I guess I am writing because I feel a little ashamed. I haven't spent much time with her in way too long. She herself has now had two amazingly beautiful sons of her own, and I wasn't there for either of them. That alone kills me. I have been so wrapped up in myself, that I haven't taken the time I should have been taking, to call her, visit her, anything.

I know that because in her voicemail last night, I heard that same, sweet, caring, voice I had once knew so well. She had read my blog, and had said, "I had no idea what you have been going through." And I couldn't help but think:....When was the last time I called her, to see what she is doing, what she is going through. I feel sorrow because I feel that I haven't been the friend to Z, that she has always been to me.

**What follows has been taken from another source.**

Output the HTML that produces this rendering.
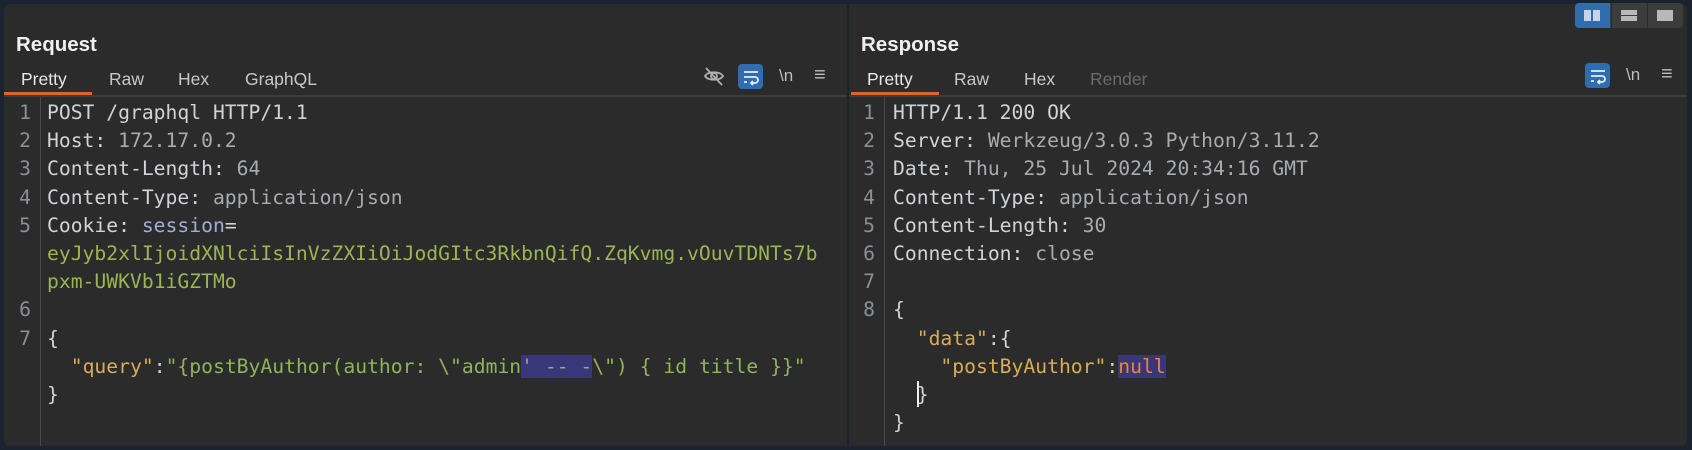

And Z, if you read this, please know, I am sorry. I promise, I am going to start making more time for the important people in my life. Even if it means, brown bagging it for 3 weeks straight to get there, I'm coming home to see you and the boys.

3 comments:

jeanie said...

What a beautiful tribute to your friend and friendship.

Anonymous said...

Okay- I know you and "Z". "Z" and I have talked about you- your situation and the such. She loves you. And although I can't talk for her- I KNOW that she understands all that you have been going through and she is not at all upset with you. I know that she does not want you to feel guilty, or bad, or apologetic!! She wants you happy as do I! Don't be so hard on yourself- you are an amazing friend- those of us who know you feel honored to have you as our friend- and we also are amazed at how you have managed the last 3 years! - T

Anonymous said...

Oh honey, you don't have to apologize! We're both busy raising our kiddos and living our lives, it's so much harder to stay in touch when you don't see a person on a daily basis. The funny thing is that when I left you that message I was feeling the same way you are, "OMG, how can she be going through all this and I haven't been calling her to see how she's doing?!?" I was the one who felt like the crappy friend! So don't worry, I'm not holding anything against you! Love ya girl!!!